Dave's Energy

Thursday, December 08, 2005

Will industry play an active role in clean energy?

Historically, when it came to cleaner emissions standards, government has led the charge. Business, on the other hand, has typically balked at the costs associated with compliance; the debates over legislation pertaining to clean diesel and mercury emissions come to mind. But industry's staunch opposition to "clean energy" may potentially be softening. General Electric, led by CEO Jeffrey Immelt, has a new idea: instead of resisting green energy, profit from it. Whether it's a real shift in priorities or simply timely PR remains to be seen, but if the economics make sense for GE, perhaps we are closer to the inflection point where industry can go greener (a very relative term) without going out of business.

The following is from the December 10th, 2005 edition of The Economist (see the whole issue for more):

"NEXT month General Electric's corporate bosses will drop a bombshell on the hard-charging managers of its global businesses. In future they will be judged not only by all the usual measures, such as return on capital, that investors typically care about: they will also be held accountable for helping to save the planet.

Every GE business unit will have to cut its emissions of carbon dioxide (CO2), the main greenhouse gas (GHG) behind global warming, by a different target. Energy-intensive divisions such as plastics and locomotive manufacturing will need to make big cuts in emissions, while the paper-pushers at the group's financial-services divisions will be told to aim at smaller, but still ambitious, cuts.

GE's new goal is to cut its overall GHG emissions by 2012 to 1% below their level in 2004. That might not sound ambitious, but if no climate policies are enacted, the company's projected revenue growth would increase its GHG emissions by 40% above 2004 levels. The firm also vows to cut the intensity of its GHG emissions (that is, the amount of GHG emitted in terms of its economic activity) by 30% by 2008. By comparison, the UN's Kyoto Protocol calls for Europe to reduce its GHG emissions by 2012 to 8% below the 1990 level and George Bush's voluntary climate scheme calls for an 18% cut in America's GHG intensity from the level in 2002 by 2012.

The new campaign makes some extravagant promises. The company vows to double its revenues from 17 clean-technology businesses, ranging from renewable energy and hydrogen fuel cells, to water filtration and purification systems, to cleaner aircraft and locomotive engines. This would take such products from $10 billion in sales in 2004 to $20 billion by 2010, with more ambitious targets thereafter. To get there, Mr Immelt has promised to double research spending on clean products, from $700m per year to $1.5 billion, by 2010. (GE's total research expenditure was $3.1 billion in 2004 and its revenues were $152.4 billion.)

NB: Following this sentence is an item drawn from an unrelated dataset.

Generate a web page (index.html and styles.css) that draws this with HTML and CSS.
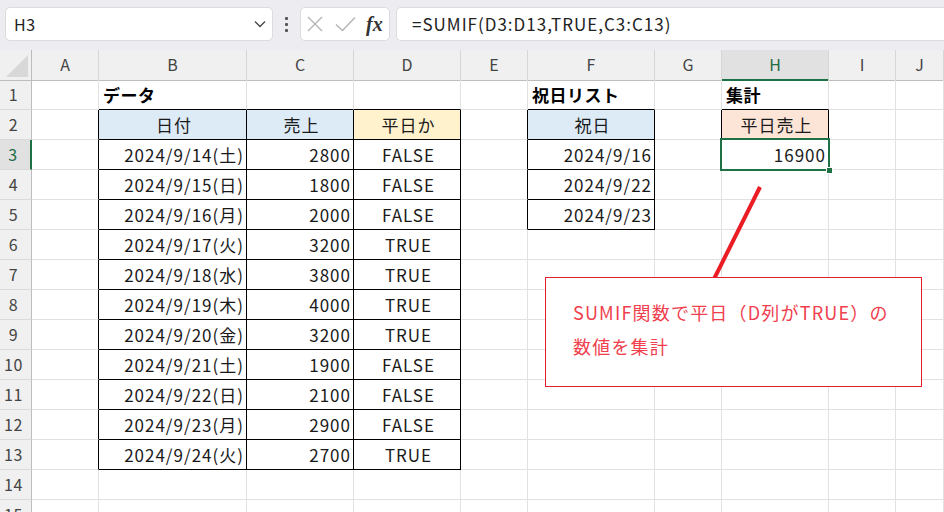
FILE: index.html
```html
<!DOCTYPE html>
<html lang="ja">
<head>
<meta charset="utf-8">
<title>SUMIF</title>
<link rel="stylesheet" href="styles.css">
</head>
<body>
<div class="app">
  <div class="fbar">
    <div class="namebox">
      <span class="nb-text">H3</span>
      <svg class="chev" width="12" height="8" viewBox="0 0 12 8"><path d="M1 1.5 L6 6.5 L11 1.5" fill="none" stroke="#444" stroke-width="1.3"/></svg>
    </div>
    <div class="vdots"><i></i><i></i><i></i></div>
    <div class="fxbox">
      <svg width="16" height="16" viewBox="0 0 16 16"><path d="M1 1 L15 15 M15 1 L1 15" fill="none" stroke="#b4b4b4" stroke-width="1.4"/></svg>
      <svg width="21" height="16" viewBox="0 0 21 16"><path d="M1 8.5 L7.5 14.5 L20 1.5" fill="none" stroke="#b4b4b4" stroke-width="1.4"/></svg>
      <span class="fx">fx</span>
    </div>
    <div class="formula">=SUMIF(D3:D13,TRUE,C3:C13)</div>
  </div>

  <div class="sheet">
    <div class="row hdr">
      <div class="corner"><span class="tri"></span></div>
      <div class="ch">A</div><div class="ch">B</div><div class="ch">C</div><div class="ch">D</div><div class="ch">E</div><div class="ch">F</div><div class="ch">G</div><div class="ch sel">H</div><div class="ch">I</div><div class="ch">J</div>
    </div>

    <div class="row">
      <div class="rh">1</div>
      <div class="c"></div><div class="c bB b">データ</div><div class="c bB"></div><div class="c bB"></div><div class="c"></div><div class="c bB b">祝日リスト</div><div class="c"></div><div class="c bB b">集計</div><div class="c"></div><div class="c"></div>
    </div>
    <div class="row">
      <div class="rh">2</div>
      <div class="c bR"></div><div class="c bR bB blue ctr">日付</div><div class="c bR bB blue ctr">売上</div><div class="c bR bB yellow ctr">平日か</div><div class="c bR"></div><div class="c bR bB blue ctr">祝日</div><div class="c bR"></div><div class="c bR bB peach ctr">平日売上</div><div class="c"></div><div class="c"></div>
    </div>
    <div class="row">
      <div class="rh sel">3</div>
      <div class="c bR"></div><div class="c bR bB r">2024/9/14(土)</div><div class="c bR bB r">2800</div><div class="c bR bB ctr">FALSE</div><div class="c bR"></div><div class="c bR bB r">2024/9/16</div><div class="c"></div><div class="c r">16900</div><div class="c"></div><div class="c"></div>
    </div>
    <div class="row">
      <div class="rh">4</div>
      <div class="c bR"></div><div class="c bR bB r">2024/9/15(日)</div><div class="c bR bB r">1800</div><div class="c bR bB ctr">FALSE</div><div class="c bR"></div><div class="c bR bB r">2024/9/22</div><div class="c"></div><div class="c"></div><div class="c"></div><div class="c"></div>
    </div>
    <div class="row">
      <div class="rh">5</div>
      <div class="c bR"></div><div class="c bR bB r">2024/9/16(月)</div><div class="c bR bB r">2000</div><div class="c bR bB ctr">FALSE</div><div class="c bR"></div><div class="c bR bB r">2024/9/23</div><div class="c"></div><div class="c"></div><div class="c"></div><div class="c"></div>
    </div>
    <div class="row">
      <div class="rh">6</div>
      <div class="c bR"></div><div class="c bR bB r">2024/9/17(火)</div><div class="c bR bB r">3200</div><div class="c bR bB ctr">TRUE</div><div class="c"></div><div class="c"></div><div class="c"></div><div class="c"></div><div class="c"></div><div class="c"></div>
    </div>
    <div class="row">
      <div class="rh">7</div>
      <div class="c bR"></div><div class="c bR bB r">2024/9/18(水)</div><div class="c bR bB r">3800</div><div class="c bR bB ctr">TRUE</div><div class="c"></div><div class="c"></div><div class="c"></div><div class="c"></div><div class="c"></div><div class="c"></div>
    </div>
    <div class="row">
      <div class="rh">8</div>
      <div class="c bR"></div><div class="c bR bB r">2024/9/19(木)</div><div class="c bR bB r">4000</div><div class="c bR bB ctr">TRUE</div><div class="c"></div><div class="c"></div><div class="c"></div><div class="c"></div><div class="c"></div><div class="c"></div>
    </div>
    <div class="row">
      <div class="rh">9</div>
      <div class="c bR"></div><div class="c bR bB r">2024/9/20(金)</div><div class="c bR bB r">3200</div><div class="c bR bB ctr">TRUE</div><div class="c"></div><div class="c"></div><div class="c"></div><div class="c"></div><div class="c"></div><div class="c"></div>
    </div>
    <div class="row">
      <div class="rh">10</div>
      <div class="c bR"></div><div class="c bR bB r">2024/9/21(土)</div><div class="c bR bB r">1900</div><div class="c bR bB ctr">FALSE</div><div class="c"></div><div class="c"></div><div class="c"></div><div class="c"></div><div class="c"></div><div class="c"></div>
    </div>
    <div class="row">
      <div class="rh">11</div>
      <div class="c bR"></div><div class="c bR bB r">2024/9/22(日)</div><div class="c bR bB r">2100</div><div class="c bR bB ctr">FALSE</div><div class="c"></div><div class="c"></div><div class="c"></div><div class="c"></div><div class="c"></div><div class="c"></div>
    </div>
    <div class="row">
      <div class="rh">12</div>
      <div class="c bR"></div><div class="c bR bB r">2024/9/23(月)</div><div class="c bR bB r">2900</div><div class="c bR bB ctr">FALSE</div><div class="c"></div><div class="c"></div><div class="c"></div><div class="c"></div><div class="c"></div><div class="c"></div>
    </div>
    <div class="row">
      <div class="rh">13</div>
      <div class="c bR"></div><div class="c bR bB r">2024/9/24(火)</div><div class="c bR bB r">2700</div><div class="c bR bB ctr">TRUE</div><div class="c"></div><div class="c"></div><div class="c"></div><div class="c"></div><div class="c"></div><div class="c"></div>
    </div>
    <div class="row">
      <div class="rh">14</div>
      <div class="c"></div><div class="c"></div><div class="c"></div><div class="c"></div><div class="c"></div><div class="c"></div><div class="c"></div><div class="c"></div><div class="c"></div><div class="c"></div>
    </div>
    <div class="row">
      <div class="rh">15</div>
      <div class="c"></div><div class="c"></div><div class="c"></div><div class="c"></div><div class="c"></div><div class="c"></div><div class="c"></div><div class="c"></div><div class="c"></div><div class="c"></div>
    </div>
  </div>

  <div class="selection"><span class="handle"></span></div>
  <svg class="arrow" width="944" height="512" viewBox="0 0 944 512"><line x1="760" y1="187" x2="714" y2="279" stroke="#ec1c24" stroke-width="4"/></svg>
  <div class="callout">SUMIF関数で平日（D列がTRUE）の<br>数値を集計</div>
</div>
</body>
</html>
```

FILE: styles.css
```css
* { box-sizing: border-box; }
html, body { margin: 0; padding: 0; }
body {
  width: 944px;
  height: 512px;
  overflow: hidden;
  background: #ffffff;
  font-family: "Noto Sans CJK JP", "Noto Sans", sans-serif;
  color: #222;
}
.app { position: relative; width: 944px; height: 512px; overflow: hidden; }

/* formula bar */
.fbar {
  height: 50px;
  background: #edecf0;
  display: flex;
  align-items: flex-start;
  padding: 7px 0 0 5px;
}
.namebox {
  width: 268px;
  height: 34px;
  background: #fff;
  border: 1px solid #dcdcdc;
  border-radius: 5px;
  display: flex;
  align-items: center;
  justify-content: space-between;
  padding: 0 6px 0 8px;
}
.nb-text { font-size: 16px; color: #222; letter-spacing: 0.5px; }
.vdots {
  width: 27px;
  height: 34px;
  display: flex;
  flex-direction: column;
  align-items: center;
  justify-content: center;
  gap: 3px;
}
.vdots i { display: block; width: 3px; height: 3px; background: #555; border-radius: 1px; }
.fxbox {
  width: 90px;
  height: 34px;
  background: #fff;
  border: 1px solid #dcdcdc;
  border-radius: 5px;
  display: flex;
  align-items: center;
  padding: 0 4px 0 6px;
  gap: 12px;
}
.fx {
  font-family: "Liberation Serif", "DejaVu Serif", serif;
  font-style: italic;
  font-weight: bold;
  font-size: 20px;
  color: #333;
  margin-left: -2px;
}
.formula {
  flex: 1;
  margin-left: 6px;
  height: 34px;
  background: #fff;
  border: 1px solid #dcdcdc;
  border-right: none;
  border-radius: 5px 0 0 5px;
  font-size: 17px;
  letter-spacing: 1px;
  line-height: 32px;
  padding-left: 15px;
  color: #222;
}

/* grid */
.row {
  display: grid;
  grid-template-columns: 32px 67px 148px 107px 107px 67px 127px 67px 107px 67px 1fr;
  height: 30px;
}
.hdr .corner {
  background: #f0f0f0;
  border-right: 1px solid #bdbdbd;
  border-bottom: 1px solid #bdbdbd;
  position: relative;
}
.tri {
  position: absolute;
  right: 3px;
  bottom: 3px;
  width: 0; height: 0;
  border-left: 22px solid transparent;
  border-bottom: 22px solid #d8d8d8;
}
.ch {
  background: #f0f0f0;
  border-right: 1px solid #d6d6d6;
  border-bottom: 1px solid #bdbdbd;
  text-align: center;
  font-size: 16px;
  line-height: 29px;
  color: #444;
}
.ch.sel {
  background: #e1e1e1;
  border-bottom: 2px solid #1e7145;
  color: #1e6b45;
}
.rh {
  background: #f0f0f0;
  border-right: 1px solid #bdbdbd;
  border-bottom: 1px solid #dadada;
  text-align: center;
  padding-right: 4px;
  font-size: 16px;
  letter-spacing: 0.5px;
  line-height: 29px;
  color: #444;
}
.rh.sel {
  background: #e1e1e1;
  border-right: 2px solid #1e7145;
  color: #1e6b45;
}
.c {
  border-right: 1px solid #e1e1e1;
  border-bottom: 1px solid #e1e1e1;
  font-size: 17px;
  letter-spacing: 1px;
  line-height: 29px;
  padding: 0 2px 0 4px;
  white-space: nowrap;
  color: #1a1a1a;
}
.c.bR { border-right-color: #000; }
.c.bB { border-bottom-color: #000; }
.b { font-weight: bold; color: #000; letter-spacing: 0.5px; }
.r { text-align: right; }
.ctr { text-align: center; padding-left: 5px; }
.blue { background: #ddebf7; }
.yellow { background: #fff2cc; }
.peach { background: #fce4d6; }

/* overlays */
.selection {
  position: absolute;
  left: 720px;
  top: 138px;
  width: 110px;
  height: 33px;
  border: 2px solid #1e7145;
}
.handle {
  position: absolute;
  right: -5px;
  bottom: -5px;
  width: 7px;
  height: 7px;
  background: #1e7145;
  border: 1px solid #fff;
}
.arrow { position: absolute; left: 0; top: 0; pointer-events: none; }
.callout {
  position: absolute;
  left: 545px;
  top: 277px;
  width: 377px;
  height: 110px;
  background: #fff;
  border: 1px solid #e0202c;
  color: #f0404e;
  font-size: 18px;
  letter-spacing: 1.2px;
  line-height: 34px;
  padding: 17px 0 0 27px;
}
```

Most striking, however, is GE's new position on climate change, an issue that divides corporate America. Some large industrial groups have long argued that the climate problem is real. Three dozen such big firms—including DuPont, United Technologies and Whirlpool—have been united by the Pew Centre on Global Climate, a non-partisan charity, to lobby for action by America's federal government to curb CO2 emissions. Many others, notably Exxon-Mobil, but also much of America's coal-burning utility sector, have remained deeply opposed to any such efforts—as has President Bush. Awkwardly, many of those utility firms are GE's customers.

Mr Immelt is so convinced that clean technologies will be the future of GE that, invoking the colour of American money, he has made his new mantra: “green is green”. If he is right, then not only will GE benefit, but businesses everywhere will have to follow in its tracks in one form or another. If he is wrong, Mr Immelt will have led one of the world's biggest and most powerful companies down a dead-end, and the cost to its reputation, if not its financial performance, is likely to be huge."